Milano, 20 mar – Telecom Italia. O meglio: Telecom e basta. Non da oggi e non da ieri, ma almeno da quando- con la scellerata privatizzazione degli anni ’90 – fu costituita la prima publiccompany italiana, caricata poi di debiti e diventata terreno di conquista. Prima i “capitani coraggiosi” (mai definizione fu meno azzeccata), poi gli spagnoli e adesso i francesi. I transalpini di Vivendi sono al 25% e fanno ormai il bello e cattivo tempo, non si sa quanto in combutta con il finanziere Xavier Niel che supera il 15% delle azioni.
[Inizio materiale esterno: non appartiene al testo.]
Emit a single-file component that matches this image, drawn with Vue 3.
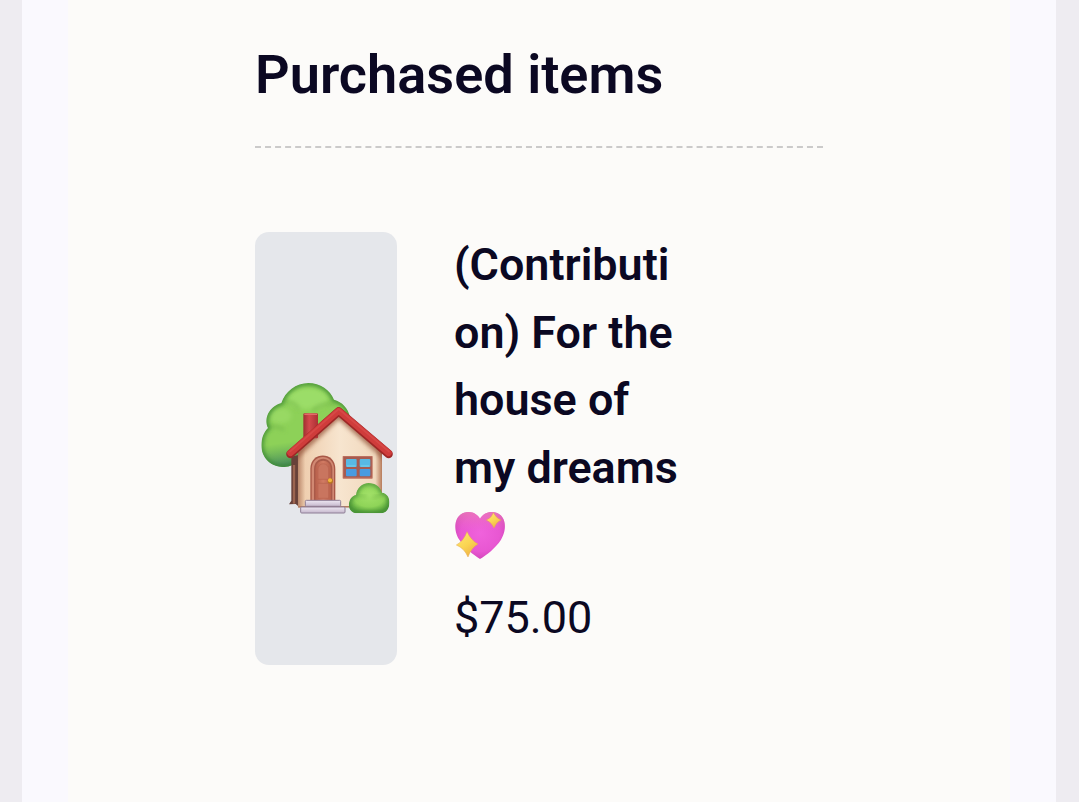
<template>
  <div class="page">
    <div class="sheet">
      <main class="receipt">
        <h1 class="title">Purchased items</h1>
        <div class="item">
          <div class="thumb">
            <svg class="house" viewBox="15 0 426 435" role="img" aria-label="House with garden">
              <defs>
                <radialGradient id="leaf" cx="0.5" cy="0.4" r="0.6">
                  <stop offset="0" stop-color="#a2e168" />
                  <stop offset="0.65" stop-color="#8fd458" />
                  <stop offset="1" stop-color="#55a23a" />
                </radialGradient>
                <linearGradient id="leafShade" x1="0.35" y1="0" x2="0.5" y2="1">
                  <stop offset="0.68" stop-color="#4d9a55" stop-opacity="0" />
                  <stop offset="0.95" stop-color="#3d8060" stop-opacity="0.9" />
                </linearGradient>
                <linearGradient id="wall" x1="0" y1="0" x2="1" y2="0">
                  <stop offset="0" stop-color="#b98568" />
                  <stop offset="0.09" stop-color="#efcfb0" />
                  <stop offset="0.5" stop-color="#f7e5cf" />
                  <stop offset="0.92" stop-color="#f1d8bd" />
                  <stop offset="1" stop-color="#b77c5c" />
                </linearGradient>
                <linearGradient id="chimney" x1="0" y1="0" x2="1" y2="0">
                  <stop offset="0" stop-color="#9f2f30" />
                  <stop offset="0.4" stop-color="#d4494c" />
                  <stop offset="1" stop-color="#ab3034" />
                </linearGradient>
                <linearGradient id="door" x1="0" y1="0" x2="1" y2="0">
                  <stop offset="0" stop-color="#b8604b" />
                  <stop offset="0.5" stop-color="#d17b63" />
                  <stop offset="1" stop-color="#b9614b" />
                </linearGradient>
                <linearGradient id="step" x1="0" y1="0" x2="0" y2="1">
                  <stop offset="0" stop-color="#eee7f2" />
                  <stop offset="1" stop-color="#c5b7cc" />
                </linearGradient>
                <filter id="soft" x="-20%" y="-20%" width="140%" height="140%">
                  <feGaussianBlur stdDeviation="6" />
                </filter>
                <clipPath id="treeClip">
                  <path :d="tree" />
                </clipPath>
                <clipPath id="wallClip">
                  <path :d="wall" />
                </clipPath>
                <clipPath id="bushClip">
                  <path :d="bush" />
                </clipPath>
              </defs>

              <!-- tree -->
              <g clip-path="url(#treeClip)">
                <path :d="tree" fill="#8dd158" />
                <ellipse cx="173" cy="70" rx="62" ry="32" fill="#9bdd68" filter="url(#soft)" />
                <ellipse cx="90" cy="122" rx="34" ry="24" fill="#98d964" filter="url(#soft)" />
                <path d="M50 158Q78 148 103 165M99 82Q133 75 147 103M187 107Q212 83 259 86" fill="none" stroke="#74b84a" stroke-width="6" filter="url(#soft)" />
                <path :d="tree" fill="url(#leafShade)" />
                <path :d="tree" fill="none" stroke="#3d8a33" stroke-width="12" filter="url(#soft)" />
              </g>

              <!-- walls -->
              <path d="M124 245L145 240V394L137 387L117 388L124 377Z" fill="#674139" />
              <path d="M132 270V386" stroke="#9c6550" stroke-width="7" />
              <g clip-path="url(#wallClip)">
                <path :d="wall" fill="url(#wall)" />
                <path d="M125 250L266 117L413 249" fill="none" stroke="#9b5f45" stroke-width="24" filter="url(#soft)" opacity="0.8" />
                <path d="M145 397H395" stroke="#b27c61" stroke-width="8" />
              </g>
              <rect x="160" y="115" width="44" height="75" rx="4" fill="url(#chimney)" />
              <path d="M163 118H201" stroke="#e4686a" stroke-width="4" />
              <path d="M121 237L266 109L416 237" fill="none" stroke="#9e2726" stroke-width="25" stroke-linecap="round" stroke-linejoin="round" />
              <path d="M121 234L266 107L416 234" fill="none" stroke="#cf3c3b" stroke-width="19" stroke-linecap="round" stroke-linejoin="round" />
              <path d="M120 230L266 102L417 230" fill="none" stroke="#dc504e" stroke-width="5" stroke-linecap="round" stroke-linejoin="round" opacity="0.6" />

              <!-- door -->
              <path d="M181 376V281C181 228 256 228 256 281V376Z" fill="#a85746" />
              <path d="M185 376V282C185 234 252 234 252 282V376Z" fill="#d18872" />
              <path d="M192 376V283C192 241 247 241 247 283V376Z" fill="#a95a49" />
              <path d="M196 376V284C196 248 243 248 243 284V376Z" fill="url(#door)" />
              <path d="M204 313V285C204 260 236 260 236 285V313ZM204 325H236V370H204Z" fill="#c9755f" stroke="#b8624f" stroke-width="2" />
              <circle cx="241" cy="318" r="8" fill="#b87520" />
              <circle cx="240" cy="316" r="6" fill="#f3b540" />

              <!-- window -->
              <rect x="278" y="243" width="90" height="68" rx="2" fill="#bd6f5e" />
              <rect x="281" y="246" width="84" height="61" fill="#a65b50" />
              <rect x="288" y="252" width="32" height="24" rx="3" fill="#58b9e3" />
              <rect x="329" y="252" width="32" height="24" rx="3" fill="#58b9e3" />
              <rect x="288" y="282" width="32" height="22" rx="3" fill="#489be0" />
              <rect x="329" y="282" width="32" height="22" rx="3" fill="#489be0" />
              <path d="M291 273H317M332 273H358" stroke="#79d2ed" stroke-width="3" />

              <!-- doorstep -->
              <rect x="166" y="376" width="106" height="18" rx="3" fill="url(#step)" stroke="#8e7e96" stroke-width="3" />
              <rect x="152" y="396" width="133" height="18" rx="3" fill="url(#step)" stroke="#8e7e96" stroke-width="3" />

              <!-- bush -->
              <g clip-path="url(#bushClip)">
                <path :d="bush" fill="url(#leaf)" />
                <path d="M323 363Q337 357 350 369M369 371Q383 357 399 363" fill="none" stroke="#74b548" stroke-width="5" filter="url(#soft)" />
                <path :d="bush" fill="none" stroke="#3d8733" stroke-width="9" filter="url(#soft)" />
              </g>
            </svg>
          </div>
          <div class="details">
            <p class="name">
              (Contributi<br />on) For the<br />house of<br />my dreams<br />
              <svg class="heart" viewBox="0 0 210 210" role="img" aria-label="Sparkling heart">
                <defs>
                  <radialGradient id="pink" cx="0.5" cy="0.45" r="0.65">
                    <stop offset="0" stop-color="#f062dc" />
                    <stop offset="0.6" stop-color="#e857d2" />
                    <stop offset="1" stop-color="#c83cae" />
                  </radialGradient>
                  <linearGradient id="pinkTop" x1="0" y1="0" x2="0" y2="1">
                    <stop offset="0" stop-color="#ec7db6" stop-opacity="0.8" />
                    <stop offset="0.4" stop-color="#ed6dc7" stop-opacity="0" />
                  </linearGradient>
                  <linearGradient id="gold" x1="0" y1="0" x2="0.6" y2="1">
                    <stop offset="0" stop-color="#ffe971" />
                    <stop offset="0.6" stop-color="#fad452" />
                    <stop offset="1" stop-color="#efb346" />
                  </linearGradient>
                </defs>
                <path :d="heart" fill="url(#pink)" />
                <path :d="heart" fill="url(#pinkTop)" />
                <path d="M145 38Q153 54 168 60Q153 67 147 84Q140 67 124 60Q140 54 145 38Z" fill="url(#gold)" stroke="#e4a850" stroke-width="1.5" />
                <path d="M66 95Q78 121 99 132Q79 143 69 171Q58 145 34 135Q56 123 66 95Z" fill="url(#gold)" stroke="#e4a850" stroke-width="1.5" />
              </svg>
            </p>
            <p class="price">$75.00</p>
          </div>
        </div>
      </main>
    </div>
  </div>
</template>

<script setup>
// outlines used both as fills and as clip paths
const tree = 'M103 276C65 278 34 250 34 211C34 189 42 170 54 159C41 133 55 95 94 84C105 50 138 24 175 24C211 24 241 45 252 74C277 81 294 99 300 125L300 200L145 255Q130 275 103 276Z'
const wall = 'M143 225L266 112L396 225V398H143Z'
const bush = 'M318 415C303 413 295 401 297 385C299 371 307 362 318 360C320 339 336 324 356 324C377 324 391 336 396 353C411 355 419 367 418 384C418 402 409 413 394 415Z'
const heart = 'M105 177C85 164 58 143 43 119C24 90 27 48 57 38C78 31 97 41 105 56C114 41 133 32 154 38C184 48 187 89 168 119C151 145 125 165 105 177Z'
</script>

<style scoped>
.page {
  box-sizing: border-box;
  height: 802px;
  padding: 0 23px 0 22px;
  background: #eeecf1;
}

.sheet {
  box-sizing: border-box;
  height: 100%;
  padding: 0 46px;
  background: #faf9fe;
}

.receipt {
  box-sizing: border-box;
  height: 100%;
  padding: 35px 187px 0;
  background: #fcfbf9;
  color: #0b0822;
  font-family: Roboto, sans-serif;
}

.title {
  margin: 0;
  padding-bottom: 31px;
  border-bottom: 2px dashed #cbcaca;
  font-size: 54.1px;
  font-weight: 600;
  line-height: 80px;
}

.item {
  display: flex;
  gap: 57px;
  margin-top: 84px;
}

.thumb {
  display: flex;
  flex-shrink: 0;
  align-items: center;
  justify-content: center;
  width: 142px;
  height: 433px;
  border-radius: 14px;
  background: #e5e7eb;
}

.house {
  display: block;
  width: 142px;
  height: 145px;
  margin-bottom: 2px;
}

.details {
  width: 227px;
  margin-top: -1px;
  font-size: 45px;
  line-height: 67.5px;
}

.name {
  height: 338px;
  margin: 0;
  font-size: 44.9px;
  font-weight: 600;
}

.heart {
  display: block;
  width: 70px;
  height: 70px;
  margin: -1px 0 0 -9px;
}

.price {
  margin: 15px 0 0;
}
</style>

<style>
body {
  margin: 0;
  overflow: hidden;
}
</style>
Fatto sta che il gruppo controllato da Vincent Bolloré ha appena nominato quattro membri del Cda. E ottenuto, dopo mesi di scontro latente, la testa dell’amministratore delegato Marco Patuano. Pesano le diversità di vedute fra quest’ultimo e il nuovo socio di riferimento, che non vuole essere “semplice” investitore ma vero e proprio dominus dell’ex monopolista nazionale. L’idea di Bolloré è trasformare Telecom in una “media company”, più focalizzata sui contenuti. Da qui anche i contatti con Berlusconi e le voci insistenti di possibili accordi (o addirittura fusioni) con Mediaset. Patuano, da parte sua, una vita in Telecom occupandosi sempre – dalla nascita di Tim al Brasile – dell’infrastruttura e del “nocciolo” delle telecomunicazioni, risultava in qualche modo incompatibile con i nuovi progetti di Parigi.
L’uscita dell’ad è indolore, concordata con Vivendi e frutterà a Patuano una buonuscita da 7 milioni di euro. Insieme a lui dovrebbero lasciare, come in un vero e proprio spoil system, almeno anche altri due alti dirigenti: si fanno i nomi di Paolo Vatellini (capo della strategica Business Support Officer) e Mario Di Loreto. Per il futuro si fa il nome di Flavio Cattaneo, attualmente alla guida di Ntv doveè riuscito a riportare a galla il treno Italo. L’ipotesi dell’ex dirigente pubblico sarebbe nome gradito a Berlusconi, che già conosce. E forse rimarrebbe l’ultima cosa italiana rimasta in una Telecom sempre più ombra di sé stessa.